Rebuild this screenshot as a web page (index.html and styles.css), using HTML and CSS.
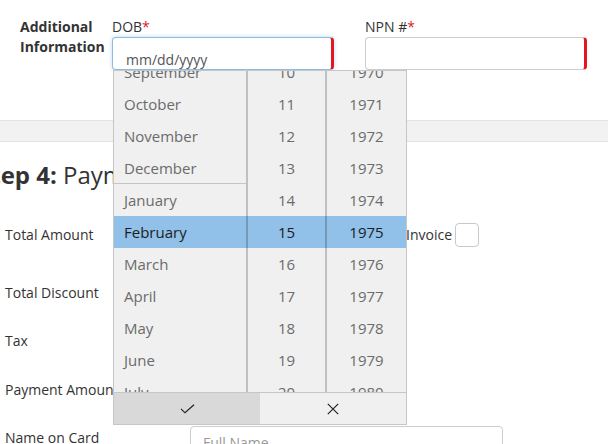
FILE: index.html
```html
<!DOCTYPE html>
<html lang="en">
<head>
<meta charset="utf-8">
<title>Enrollment</title>
<link rel="stylesheet" href="styles.css">
</head>
<body>
<div class="page">
  <section class="additional">
    <div class="section-label">Additional<br>Information</div>
    <div class="field">
      <div class="field-label">DOB<span class="req">*</span></div>
      <div class="text-box focused">mm/dd/yyyy</div>
    </div>
    <div class="field field-npn">
      <div class="field-label">NPN #<span class="req">*</span></div>
      <div class="text-box"></div>
    </div>
  </section>

  <div class="band"></div>

  <section class="payment">
    <h2 class="step-title"><b>Step 4:</b> Payment Information</h2>
    <div class="form">
      <div class="row row-amount">
        <div class="row-label">Total Amount</div>
        <div class="row-input short"></div>
        <div class="invoice">Invoice</div>
        <div class="checkbox"></div>
      </div>
      <div class="row row-discount">
        <div class="row-label">Total Discount</div>
        <div class="row-input short"></div>
      </div>
      <div class="row row-tax">
        <div class="row-label">Tax</div>
        <div class="row-input short"></div>
      </div>
      <div class="row row-payment">
        <div class="row-label">Payment Amount</div>
        <div class="row-input short"></div>
      </div>
      <div class="row row-name">
        <div class="row-label">Name on Card</div>
        <div class="row-input wide"><span class="placeholder">Full Name</span></div>
      </div>
    </div>
  </section>

  <div class="picker">
    <div class="wheels">
      <div class="highlight"></div>
      <ul class="wheel wheel-month">
        <li>September</li>
        <li>October</li>
        <li>November</li>
        <li class="year-end">December</li>
        <li>January</li>
        <li class="selected">February</li>
        <li>March</li>
        <li>April</li>
        <li>May</li>
        <li>June</li>
        <li>July</li>
      </ul>
      <ul class="wheel wheel-day">
        <li>10</li>
        <li>11</li>
        <li>12</li>
        <li>13</li>
        <li>14</li>
        <li class="selected">15</li>
        <li>16</li>
        <li>17</li>
        <li>18</li>
        <li>19</li>
        <li>20</li>
      </ul>
      <ul class="wheel wheel-year">
        <li>1970</li>
        <li>1971</li>
        <li>1972</li>
        <li>1973</li>
        <li>1974</li>
        <li class="selected">1975</li>
        <li>1976</li>
        <li>1977</li>
        <li>1978</li>
        <li>1979</li>
        <li>1980</li>
      </ul>
    </div>
    <div class="picker-actions">
      <button class="action action-ok" type="button">
        <svg width="15" height="10" viewBox="0 0 15 10"><path d="M1 4.8 L5 8.8 L14 0.8" fill="none" stroke="#222" stroke-width="1.2"/></svg>
      </button>
      <button class="action action-cancel" type="button">
        <svg width="12" height="12" viewBox="0 0 12 12"><path d="M0.8 0.8 L11.2 11.2 M11.2 0.8 L0.8 11.2" fill="none" stroke="#222" stroke-width="1.2"/></svg>
      </button>
    </div>
  </div>
</div>
</body>
</html>
```

FILE: styles.css
```css
html, body {
  margin: 0;
  padding: 0;
}

body {
  font-family: "Open Sans", "DejaVu Sans", sans-serif;
  color: #333;
  background: #fff;
  overflow: hidden;
}

.page {
  position: relative;
  width: 608px;
  height: 444px;
}

/* Additional information */
.additional {
  display: flex;
  padding: 17px 0 0 20px;
}

.section-label {
  width: 92px;
  flex: none;
  font-size: 14px;
  line-height: 20px;
  font-weight: 700;
}

.field {
  width: 222px;
  flex: none;
  display: flex;
  flex-direction: column;
}

.field-npn {
  margin-left: 31px;
}

.field-label {
  font-size: 14px;
  line-height: 20px;
}

.req {
  color: #e3141c;
}

.text-box {
  box-sizing: border-box;
  height: 33px;
  border: 1px solid #cccccc;
  border-right: 3px solid #e4161f;
  border-radius: 4px;
  background: #fff;
}

.text-box.focused {
  border-color: #8dbbe4;
  border-right-color: #e4161f;
  box-shadow: 0 0 4px rgba(102, 175, 233, 0.45);
  padding: 12px 0 0 13px;
  font-size: 14px;
  line-height: 20px;
  color: #555;
  overflow: hidden;
}

.band {
  margin-top: 50px;
  height: 20px;
  border-top: 1px solid #e2e2e2;
  border-bottom: 1px solid #e2e2e2;
  background: #f2f2f2;
}

/* Payment */
.step-title {
  margin: 18px 0 0 -23px;
  font-size: 24px;
  line-height: 30px;
  font-weight: 400;
  white-space: nowrap;
}

.step-title b {
  font-weight: 700;
}

.form {
  margin-top: 29px;
  padding-left: 5px;
}

.row {
  display: flex;
  align-items: center;
  height: 32px;
}

.row-discount { margin-top: 26px; }
.row-tax { margin-top: 16px; }
.row-payment { margin-top: 17px; }
.row-name {
  margin-top: 20px;
  align-items: flex-start;
  height: 34px;
}

.row-label {
  width: 185px;
  flex: none;
  font-size: 14px;
  line-height: 20px;
  white-space: nowrap;
}

.row-name .row-label {
  padding-top: 2px;
}

.row-input {
  box-sizing: border-box;
  height: 32px;
  border: 1px solid #ccc;
  border-radius: 4px;
}

.row-input.short {
  width: 210px;
}

.row-input.wide {
  width: 313px;
  height: 34px;
  padding: 6px 0 0 12px;
  font-size: 14px;
  line-height: 20px;
}

.placeholder {
  color: #9a9a9a;
}

.invoice {
  margin-left: 6px;
  font-size: 14px;
  line-height: 20px;
}

.checkbox {
  box-sizing: border-box;
  width: 24px;
  height: 24px;
  margin-left: 3px;
  border: 1px solid #c9c9c9;
  border-radius: 4px;
  background: #fff;
}

/* Date picker dropdown */
.picker {
  position: absolute;
  left: 113px;
  top: 70px;
  width: 294px;
  box-sizing: border-box;
  border: 1px solid #c6c6c6;
  background: #f0f0f0;
}

.wheels {
  position: relative;
  display: flex;
  height: 321px;
  overflow: hidden;
}

.highlight {
  position: absolute;
  left: 0;
  right: 0;
  top: 145px;
  height: 32px;
  background: #91c0e8;
}

.wheel {
  position: relative;
  list-style: none;
  margin: -15px 0 0;
  padding: 0;
  flex: none;
  font-size: 15px;
  color: #6b6b6b;
}

.wheel li {
  box-sizing: border-box;
  height: 32px;
  line-height: 32px;
  white-space: nowrap;
}

.wheel-month {
  width: 132px;
  border-right: 2px solid rgba(0, 0, 0, 0.2);
}

.wheel-month li {
  padding-left: 10px;
}

.wheel-month li.year-end {
  border-bottom: 1px solid rgba(0, 0, 0, 0.18);
}

.wheel-day {
  width: 77px;
  border-right: 2px solid rgba(0, 0, 0, 0.2);
  text-align: center;
}

.wheel-year {
  width: 79px;
  text-align: center;
}

.wheel li.selected {
  color: #1d1d1d;
}

.picker-actions {
  display: flex;
  height: 31px;
  border-top: 1px solid #c6c6c6;
}

.action {
  flex: 1;
  margin: 0;
  padding: 0;
  border: 0;
  display: flex;
  align-items: center;
  justify-content: center;
  font: inherit;
}

.action-ok {
  background: #d9d9d9;
}

.action-cancel {
  background: #f0f0f0;
}

.action svg {
  display: block;
}
```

····················

**Work to complete**
Transcribe the listing above verbatim. Omit the pictures.

**Written solution**
Rebuild this screenshot as a web page (index.html and styles.css), using HTML and CSS.
FILE: index.html
```html
<!DOCTYPE html>
<html lang="en">
<head>
<meta charset="utf-8">
<title>Enrollment</title>
<link rel="stylesheet" href="styles.css">
</head>
<body>
<div class="page">
  <section class="additional">
    <div class="section-label">Additional<br>Information</div>
    <div class="field">
      <div class="field-label">DOB<span class="req">*</span></div>
      <div class="text-box focused">mm/dd/yyyy</div>
    </div>
    <div class="field field-npn">
      <div class="field-label">NPN #<span class="req">*</span></div>
      <div class="text-box"></div>
    </div>
  </section>

  <div class="band"></div>

  <section class="payment">
    <h2 class="step-title"><b>Step 4:</b> Payment Information</h2>
    <div class="form">
      <div class="row row-amount">
        <div class="row-label">Total Amount</div>
        <div class="row-input short"></div>
        <div class="invoice">Invoice</div>
        <div class="checkbox"></div>
      </div>
      <div class="row row-discount">
        <div class="row-label">Total Discount</div>
        <div class="row-input short"></div>
      </div>
      <div class="row row-tax">
        <div class="row-label">Tax</div>
        <div class="row-input short"></div>
      </div>
      <div class="row row-payment">
        <div class="row-label">Payment Amount</div>
        <div class="row-input short"></div>
      </div>
      <div class="row row-name">
        <div class="row-label">Name on Card</div>
        <div class="row-input wide"><span class="placeholder">Full Name</span></div>
      </div>
    </div>
  </section>

  <div class="picker">
    <div class="wheels">
      <div class="highlight"></div>
      <ul class="wheel wheel-month">
        <li>September</li>
        <li>October</li>
        <li>November</li>
        <li class="year-end">December</li>
        <li>January</li>
        <li class="selected">February</li>
        <li>March</li>
        <li>April</li>
        <li>May</li>
        <li>June</li>
        <li>July</li>
      </ul>
      <ul class="wheel wheel-day">
        <li>10</li>
        <li>11</li>
        <li>12</li>
        <li>13</li>
        <li>14</li>
        <li class="selected">15</li>
        <li>16</li>
        <li>17</li>
        <li>18</li>
        <li>19</li>
        <li>20</li>
      </ul>
      <ul class="wheel wheel-year">
        <li>1970</li>
        <li>1971</li>
        <li>1972</li>
        <li>1973</li>
        <li>1974</li>
        <li class="selected">1975</li>
        <li>1976</li>
        <li>1977</li>
        <li>1978</li>
        <li>1979</li>
        <li>1980</li>
      </ul>
    </div>
    <div class="picker-actions">
      <button class="action action-ok" type="button">
        <svg width="15" height="10" viewBox="0 0 15 10"><path d="M1 4.8 L5 8.8 L14 0.8" fill="none" stroke="#222" stroke-width="1.2"/></svg>
      </button>
      <button class="action action-cancel" type="button">
        <svg width="12" height="12" viewBox="0 0 12 12"><path d="M0.8 0.8 L11.2 11.2 M11.2 0.8 L0.8 11.2" fill="none" stroke="#222" stroke-width="1.2"/></svg>
      </button>
    </div>
  </div>
</div>
</body>
</html>
```

FILE: styles.css
```css
html, body {
  margin: 0;
  padding: 0;
}

body {
  font-family: "Open Sans", "DejaVu Sans", sans-serif;
  color: #333;
  background: #fff;
  overflow: hidden;
}

.page {
  position: relative;
  width: 608px;
  height: 444px;
}

/* Additional information */
.additional {
  display: flex;
  padding: 17px 0 0 20px;
}

.section-label {
  width: 92px;
  flex: none;
  font-size: 14px;
  line-height: 20px;
  font-weight: 700;
}

.field {
  width: 222px;
  flex: none;
  display: flex;
  flex-direction: column;
}

.field-npn {
  margin-left: 31px;
}

.field-label {
  font-size: 14px;
  line-height: 20px;
}

.req {
  color: #e3141c;
}

.text-box {
  box-sizing: border-box;
  height: 33px;
  border: 1px solid #cccccc;
  border-right: 3px solid #e4161f;
  border-radius: 4px;
  background: #fff;
}

.text-box.focused {
  border-color: #8dbbe4;
  border-right-color: #e4161f;
  box-shadow: 0 0 4px rgba(102, 175, 233, 0.45);
  padding: 12px 0 0 13px;
  font-size: 14px;
  line-height: 20px;
  color: #555;
  overflow: hidden;
}

.band {
  margin-top: 50px;
  height: 20px;
  border-top: 1px solid #e2e2e2;
  border-bottom: 1px solid #e2e2e2;
  background: #f2f2f2;
}

/* Payment */
.step-title {
  margin: 18px 0 0 -23px;
  font-size: 24px;
  line-height: 30px;
  font-weight: 400;
  white-space: nowrap;
}

.step-title b {
  font-weight: 700;
}

.form {
  margin-top: 29px;
  padding-left: 5px;
}

.row {
  display: flex;
  align-items: center;
  height: 32px;
}

.row-discount { margin-top: 26px; }
.row-tax { margin-top: 16px; }
.row-payment { margin-top: 17px; }
.row-name {
  margin-top: 20px;
  align-items: flex-start;
  height: 34px;
}

.row-label {
  width: 185px;
  flex: none;
  font-size: 14px;
  line-height: 20px;
  white-space: nowrap;
}

.row-name .row-label {
  padding-top: 2px;
}

.row-input {
  box-sizing: border-box;
  height: 32px;
  border: 1px solid #ccc;
  border-radius: 4px;
}

.row-input.short {
  width: 210px;
}

.row-input.wide {
  width: 313px;
  height: 34px;
  padding: 6px 0 0 12px;
  font-size: 14px;
  line-height: 20px;
}

.placeholder {
  color: #9a9a9a;
}

.invoice {
  margin-left: 6px;
  font-size: 14px;
  line-height: 20px;
}

.checkbox {
  box-sizing: border-box;
  width: 24px;
  height: 24px;
  margin-left: 3px;
  border: 1px solid #c9c9c9;
  border-radius: 4px;
  background: #fff;
}

/* Date picker dropdown */
.picker {
  position: absolute;
  left: 113px;
  top: 70px;
  width: 294px;
  box-sizing: border-box;
  border: 1px solid #c6c6c6;
  background: #f0f0f0;
}

.wheels {
  position: relative;
  display: flex;
  height: 321px;
  overflow: hidden;
}

.highlight {
  position: absolute;
  left: 0;
  right: 0;
  top: 145px;
  height: 32px;
  background: #91c0e8;
}

.wheel {
  position: relative;
  list-style: none;
  margin: -15px 0 0;
  padding: 0;
  flex: none;
  font-size: 15px;
  color: #6b6b6b;
}

.wheel li {
  box-sizing: border-box;
  height: 32px;
  line-height: 32px;
  white-space: nowrap;
}

.wheel-month {
  width: 132px;
  border-right: 2px solid rgba(0, 0, 0, 0.2);
}

.wheel-month li {
  padding-left: 10px;
}

.wheel-month li.year-end {
  border-bottom: 1px solid rgba(0, 0, 0, 0.18);
}

.wheel-day {
  width: 77px;
  border-right: 2px solid rgba(0, 0, 0, 0.2);
  text-align: center;
}

.wheel-year {
  width: 79px;
  text-align: center;
}

.wheel li.selected {
  color: #1d1d1d;
}

.picker-actions {
  display: flex;
  height: 31px;
  border-top: 1px solid #c6c6c6;
}

.action {
  flex: 1;
  margin: 0;
  padding: 0;
  border: 0;
  display: flex;
  align-items: center;
  justify-content: center;
  font: inherit;
}

.action-ok {
  background: #d9d9d9;
}

.action-cancel {
  background: #f0f0f0;
}

.action svg {
  display: block;
}
```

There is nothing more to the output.